In my house, on a bookshelf, there has been a painfully green and orange bookmark hanging off of an old authentic German beer stein for my entire life, as I can recall. On it reads the very poignant sentence, "I wish I didn't know now what I didn't know then." I used to contemplate this worldly observation as a kid and wonder how these words could mean anything at all. It sounded like nonsense.

When I was about 12 or so, however, I looked at that old thing for the first time in a while, and it suddenly hit me. This is a single statement encompassing all the disillusionment and bitterness that (some) people feel when they run smack into the brick wall of middle age. In this way, the words are painful, but humorous because of their accuracy and truth. "AHA!" said I, still but a lad, "DARK COMEDY!" Ok, no, I didn't say that. But it was an eye opener about the possible state of my future. At that very moment, I swore to myself that I would not end up in a position where this statement would sufficiently sum up my life.

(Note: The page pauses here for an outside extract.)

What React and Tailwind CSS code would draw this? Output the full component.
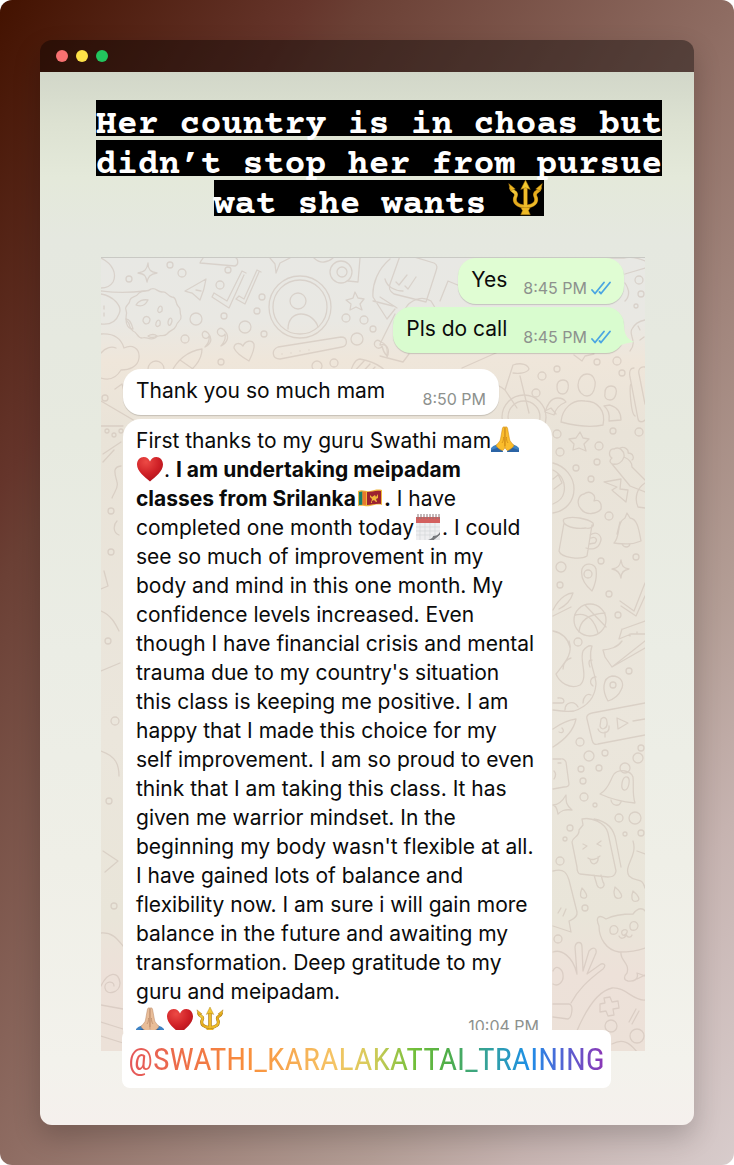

But now, I have seen that time has taken me towards this end. There may be no avoiding this path, but I now also feel that this path may not be as bad as the prophetic bookmark portends. While we all must at one time or another face the prospect of a meaningless life, it is those who realize that meaninglessness is in the eye of the beholder that can come out of this hazy time and enjoy life for what it is: ups and downs. Luckily for me, however, I have not reached this great decision making point. I can take great solace in the fact that there are still many things of which I do not know, and which I will not know for quite some time.